To generate the prohibited edge list which will be given as a domain knowledge, run CreateProhibEdges.py. Given the number of service N as an input, it will read the specific call graph from the correct directory and generate the list of edges that are prohibited and store it in the respective directories where the data is present.

Data

We are sharing the synthetic data, generated based on the above steps. The link to download data can be found at this link.

Data Description

The file contains synthetically generated dataset used in the evaluation of the paper "CausIL: Causal Graph for Instance Level Microservice Data". The number of services the service call graph used to generate the data is 10, 20 and 40, while each has 10 distinct distribution of synthetic data corresponding to the distinct call graph pattern.

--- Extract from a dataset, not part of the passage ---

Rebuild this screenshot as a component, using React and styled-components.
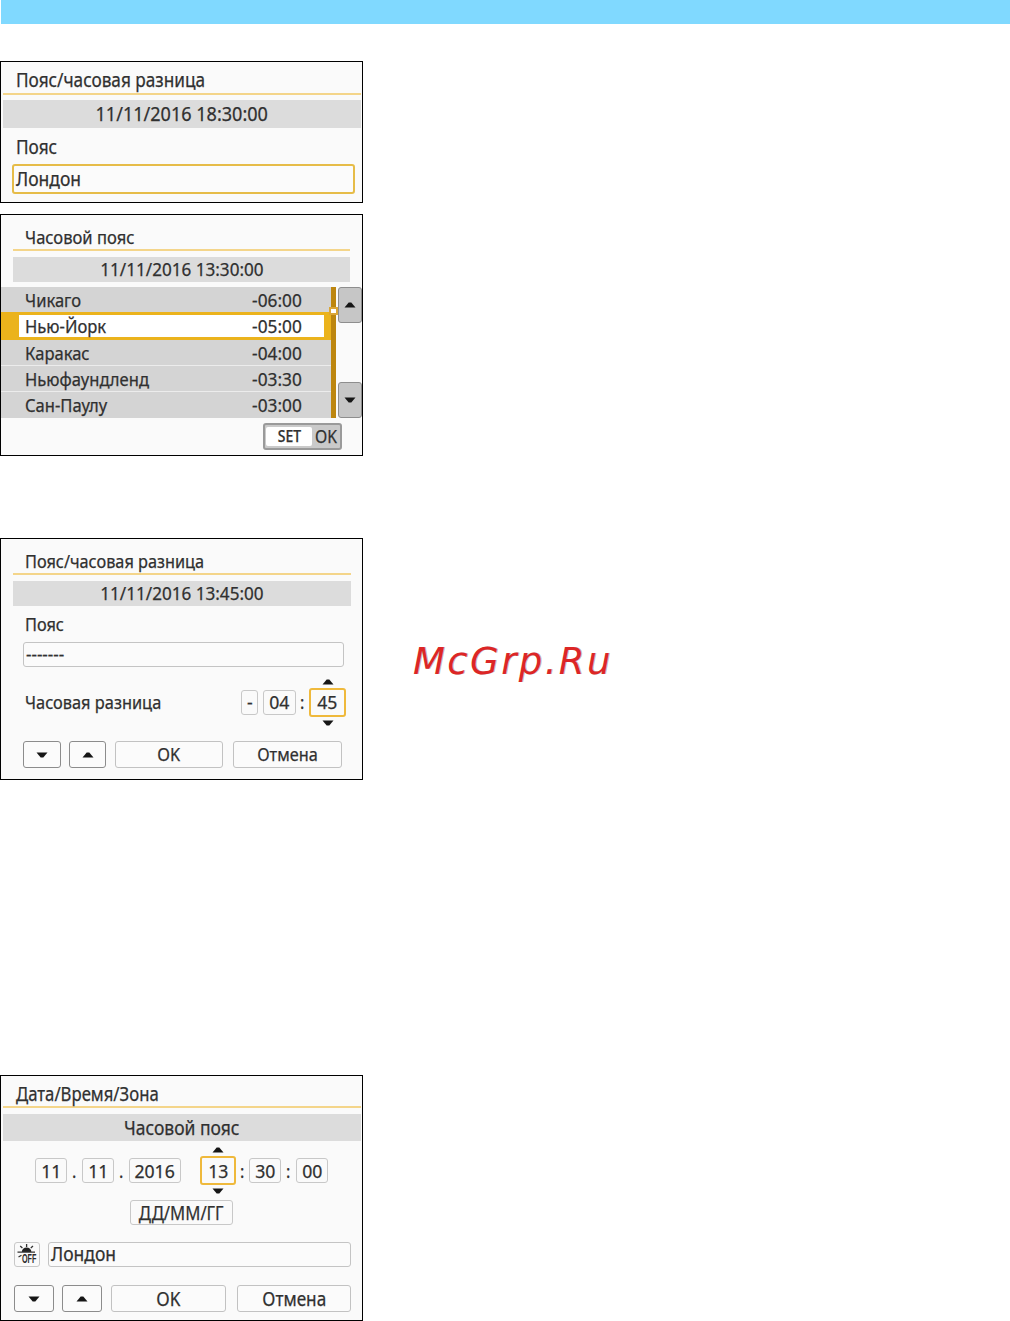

The data is stored in dictionary of dictionary format as below:

Data = { timstamp : {Metric_Service_agg : , Metric_Service_inst : <list of values where len(list) = # instances of the service at the timstamp>}}

The suffix 'agg' indicates the aggregated (averaged) metric value over all instances, while 'inst' indicates a list of metric values where each element in the list denotes the metric value of the corresponding instance/pod.

Metrics:

  • R = # instances
  • W = workload
  • C = cpu utilization
  • U = memory utilization
  • E = error
  • L = latency

In addition to the data, we also provide the service call graph from which it was generated (Graph<# services>.gpickle), the ground truth DAG causal graph (DAG.gpickle) and the prohibited edge list computed based on the domain knowledge for each such service call graph instance.

Implementation Steps

We recommend python3.8 to run this codebase.

  1. Create a virtual environment and run it
pip install virtualenv  
virtualenv env  
source env/bin/activate
  1. Install the required libraries by running
pip install -r requirements.txt
  1. Install library to run fges
cd LIB/
pip install -e .
cd ../
  1. Run CausIL.py
python CausIL.py
usage: CausIL.py [-h] -D DATASET -S NUM_SERVICES [-G GRAPH_NUMBER] [--dk DK] [--score_func SCORE_FUNC]

Run CausIL

optional arguments:
  -h, --help            show this help message and exit
  -D DATASET, --dataset DATASET
                        Dataset type (synthetic/semi_synthetic)
  -S NUM_SERVICES, --num_services NUM_SERVICES
                        Numer of Services in the dataset (10, 20, etc.)
  -G GRAPH_NUMBER, --graph_number GRAPH_NUMBER
                        Graph Instance in the particular dataset [default: 0]
  --dk DK               To use domain knowledge or not (Y/N) [default: Y]
  --score_func SCORE_FUNC
                        Which score function to use (L: linear, P2: polynomial of degree 2, P3: polynomial of degree 3)
                        [default: P2]
  1. Perform the similar steps to run Avg-fGES.py.